The highlight of this book is Enitan and Sheri’s beautiful friendship. It was never a rosy one, but theirs defined true, uncompromised friendship through their socio-cultural and religious differences and distance. If Sheri truly exists, I am curious about what their friendship is like today. Time has its way of severing adult friendships, and friendships that survive the drifts are such rare gifts.
Sefi weaves in my Mother-tongue, the Yoruba Language articulately in the book, and the various instances she describes people’s emotions and mannerisms in the language had me leaping with delight. She also talks about some cultural practices such as the act of moulding newborn babies’ heads to give them a good shape, kneeling to greet elderly ones, not giving out items with your left hand. After her mother’s death, Enitan put to bed a baby girl, and they expected she would name her daughter “Yetunde,” meaning “Mother has come.” Enitan refuses to encumber her newborn with the burdens of her mother’s name. A good number of these socio-cultural practices are still around.

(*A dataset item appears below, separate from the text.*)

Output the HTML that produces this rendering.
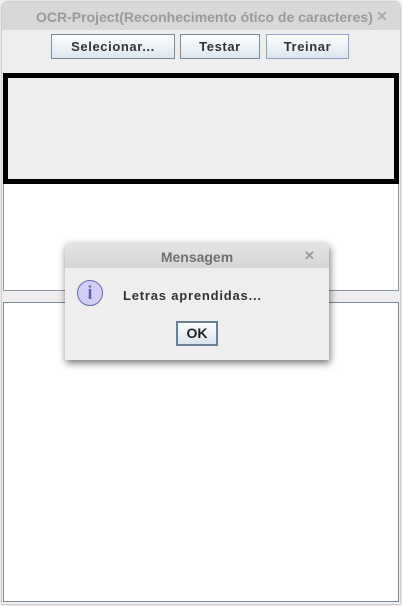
<!DOCTYPE html>
<html><head><style>
*{margin:0;padding:0;box-sizing:border-box}
body{width:402px;height:606px;background:#f2f2f2;font-family:"Liberation Sans",sans-serif;position:relative;overflow:hidden}
.abs{position:absolute}
.btn{position:absolute;top:34px;height:25px;border:1px solid #7a8a99;background:linear-gradient(#fdfeff,#dde6ef);font-size:13px;font-weight:bold;color:#333;text-align:center;line-height:23px;letter-spacing:0.6px}
</style></head><body>
<div class="abs" style="left:2px;top:2px;width:398px;height:602px;background:#eeeeee;border-radius:5px 5px 0 0;box-shadow:0 0 2px #888"></div>
<div class="abs" style="left:2px;top:2px;width:398px;height:28px;background:#d8d8d8;border-radius:5px 5px 0 0;"></div>
<div class="abs" style="left:36px;top:9px;font-weight:bold;font-size:14px;color:#9a9a9a;white-space:nowrap">OCR-Project(Reconhecimento ótico de caracteres)</div>
<div class="abs" style="left:376px;top:8px;font-size:14px;font-weight:bold;color:#aaa">✕</div>
<div class="btn" style="left:51px;width:124px">Selecionar...</div>
<div class="btn" style="left:180px;width:80px">Testar</div>
<div class="btn" style="left:266px;width:83px;border-color:#8aa4c2">Treinar</div>
<div class="abs" style="left:3px;top:73px;width:396px;height:111px;border:5px solid #000;background:#eeeeee"></div>
<div class="abs" style="left:3px;top:184px;width:396px;height:107px;background:#fff;border:1px solid #8a98a6;border-top:none"></div>
<div class="abs" style="left:3px;top:302px;width:396px;height:300px;background:#fff;border:1px solid #7d8b98"></div>
<div class="abs" style="left:65px;top:243px;width:264px;height:117px;background:#eeeeee;border-radius:4px 4px 0 0;box-shadow:1px 3px 8px rgba(0,0,0,0.55)"></div>
<div class="abs" style="left:65px;top:243px;width:264px;height:25px;background:linear-gradient(#e4e4e4,#d6d6d6);border-radius:4px 4px 0 0;font-weight:bold;font-size:14px;color:#707070;text-align:center;line-height:29px">Mensagem</div>
<div class="abs" style="left:304px;top:248px;font-size:13px;font-weight:bold;color:#999">✕</div>
<div class="abs" style="left:77px;top:280px;width:26px;height:26px;border-radius:50%;background:#cfcff7;border:1px solid #6a6ab0;color:#6060a8;font-weight:bold;font-size:18px;text-align:center;line-height:24px">i</div>
<div class="abs" style="left:123px;top:288px;font-size:13px;font-weight:bold;color:#333;letter-spacing:0.8px">Letras aprendidas...</div>
<div class="abs" style="left:176px;top:321px;width:42px;height:25px;border:2px solid #6b7f93;background:linear-gradient(#fbfdff,#dbe4ee);font-weight:bold;font-size:14px;color:#222;text-align:center;line-height:21px">OK</div>
</body></html>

Throughout the story, Enitan possesses a child-like attitude, and it so resonated with me, I find it a sane way to navigate the hustle and bustle of life.
On the other side of the coin, I think Sefi left a few uncompleted scenes in the reader’s (in this case, my) mind. For example, the way I cannot exactly tell what happened to the baby Sheri tried to get rid of. There are some sketchy details here, but since the baby is no longer mentioned, I can conclude the abortion was successful. A clearer picture would have been helpful.
Finally, while I cannot be the Judge of another’s experiences, I undoubtedly opine that Sefi has done justice to conveying this story succinctly to her readers.